Skip to main content
the readable codebase

Code Review as a Readability Discipline: What Automation Misses and What Human Review Must Catch

2 min read Chapter 22 of 27

Code Review as a Readability Discipline

The logistics platform team runs every pull request through a CI pipeline: Checkstyle for formatting, SpotBugs for bug patterns, SonarQube for complexity and duplication, ArchUnit for dependency rules, and a full test suite. A pull request that passes all of these checks has correct formatting, no known bug patterns, acceptable complexity scores, no dependency violations, and passing tests.

It can still make the codebase harder to understand.

A method can pass every automated check and still be named processData. A class can have acceptable complexity scores and still span three unrelated responsibilities. A package can have no dependency violations and still expose internal classes that should be package-private. A test can pass and still test the wrong thing. A new abstraction can satisfy every linter and still add a layer of indirection that makes the code harder to trace.

Automated tools enforce rules that can be expressed as structural patterns. Naming quality, design coherence, abstraction fitness, and responsibility alignment cannot be expressed as structural patterns. They require a human reader who can hold the context of the change, understand the system’s trajectory, and judge whether the code will be easier or harder to navigate six months from now.

Code review is where these judgments happen. When review culture is strong, each pull request is an opportunity to improve naming, tighten boundaries, and prevent design drift. When review culture is weak, each pull request is a rubber stamp that lets the codebase degrade one merge at a time.

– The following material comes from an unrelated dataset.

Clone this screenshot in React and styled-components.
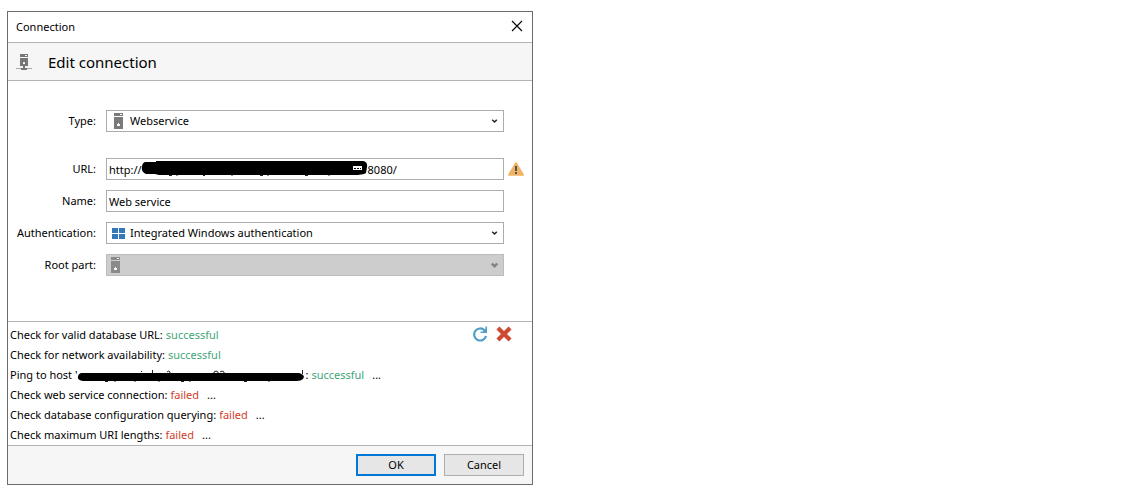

What Automation Catches vs What Review Catches

This diagram divides code quality concerns into two zones. The left zone shows what automated tools catch: formatting violations, cyclomatic complexity thresholds, known bug patterns, dependency rule violations, test failures. The right zone shows what only human review catches: naming quality, responsibility coherence, abstraction fitness, design trajectory, unnecessary complexity. The left zone is necessary but insufficient. The right zone is where readability is defended or lost.